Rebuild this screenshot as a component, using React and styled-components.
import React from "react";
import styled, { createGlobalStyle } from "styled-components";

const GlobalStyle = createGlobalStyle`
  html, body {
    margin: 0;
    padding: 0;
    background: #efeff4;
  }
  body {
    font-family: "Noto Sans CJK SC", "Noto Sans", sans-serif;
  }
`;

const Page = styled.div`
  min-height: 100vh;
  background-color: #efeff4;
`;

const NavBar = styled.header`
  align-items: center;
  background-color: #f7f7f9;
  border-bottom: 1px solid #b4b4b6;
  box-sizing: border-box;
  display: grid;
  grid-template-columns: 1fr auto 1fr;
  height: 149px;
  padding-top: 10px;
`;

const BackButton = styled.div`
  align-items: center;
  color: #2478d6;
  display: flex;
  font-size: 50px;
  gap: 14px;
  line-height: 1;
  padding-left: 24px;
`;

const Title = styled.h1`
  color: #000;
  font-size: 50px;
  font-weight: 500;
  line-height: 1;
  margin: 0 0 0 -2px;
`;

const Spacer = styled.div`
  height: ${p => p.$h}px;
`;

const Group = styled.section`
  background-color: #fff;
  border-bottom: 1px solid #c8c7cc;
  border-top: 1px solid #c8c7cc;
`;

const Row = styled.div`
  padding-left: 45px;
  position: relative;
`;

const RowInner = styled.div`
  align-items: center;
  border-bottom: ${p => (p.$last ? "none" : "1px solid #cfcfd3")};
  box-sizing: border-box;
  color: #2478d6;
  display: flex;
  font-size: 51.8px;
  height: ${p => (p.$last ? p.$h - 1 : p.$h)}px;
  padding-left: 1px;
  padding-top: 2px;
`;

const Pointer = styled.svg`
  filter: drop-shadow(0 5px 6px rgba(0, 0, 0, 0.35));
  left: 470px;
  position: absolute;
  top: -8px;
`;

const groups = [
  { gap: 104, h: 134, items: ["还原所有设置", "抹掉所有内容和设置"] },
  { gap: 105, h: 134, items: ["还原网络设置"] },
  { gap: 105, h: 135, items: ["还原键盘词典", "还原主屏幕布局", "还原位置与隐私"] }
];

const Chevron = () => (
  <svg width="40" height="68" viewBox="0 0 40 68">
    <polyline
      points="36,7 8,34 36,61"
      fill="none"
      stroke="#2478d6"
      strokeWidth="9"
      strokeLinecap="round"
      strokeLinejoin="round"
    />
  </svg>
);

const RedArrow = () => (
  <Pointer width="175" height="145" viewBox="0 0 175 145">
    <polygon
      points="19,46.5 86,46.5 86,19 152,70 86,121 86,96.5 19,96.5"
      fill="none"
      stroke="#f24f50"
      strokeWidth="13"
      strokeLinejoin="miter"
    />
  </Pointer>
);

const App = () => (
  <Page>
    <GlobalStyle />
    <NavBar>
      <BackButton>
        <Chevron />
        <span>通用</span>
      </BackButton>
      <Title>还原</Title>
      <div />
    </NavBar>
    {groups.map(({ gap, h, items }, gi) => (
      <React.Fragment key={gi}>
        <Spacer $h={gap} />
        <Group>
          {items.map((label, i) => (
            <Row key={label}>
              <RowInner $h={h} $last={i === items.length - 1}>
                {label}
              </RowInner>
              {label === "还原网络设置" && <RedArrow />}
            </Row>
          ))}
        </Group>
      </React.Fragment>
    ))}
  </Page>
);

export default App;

* * *

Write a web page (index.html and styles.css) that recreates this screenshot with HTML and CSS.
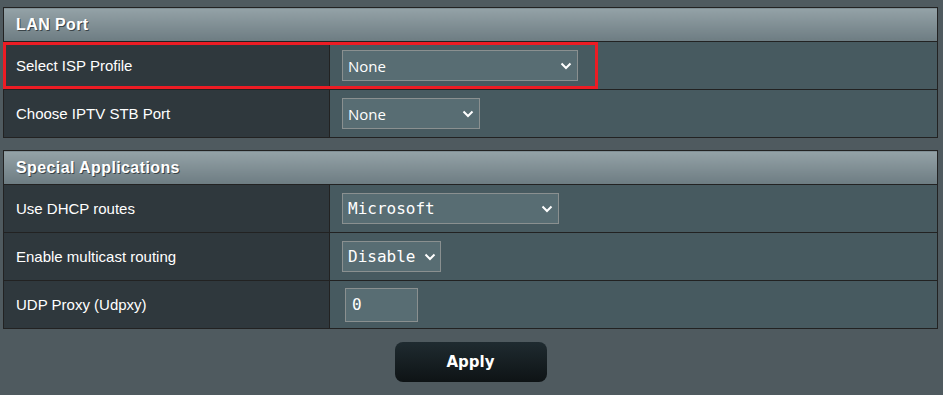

* * *

* **Direction**
List all lines from the entries that include the word "React".

* **Answer to this problem**
Rebuild this screenshot as a component, using React and styled-components.
import React from "react";
      <React.Fragment key={gi}>
      </React.Fragment>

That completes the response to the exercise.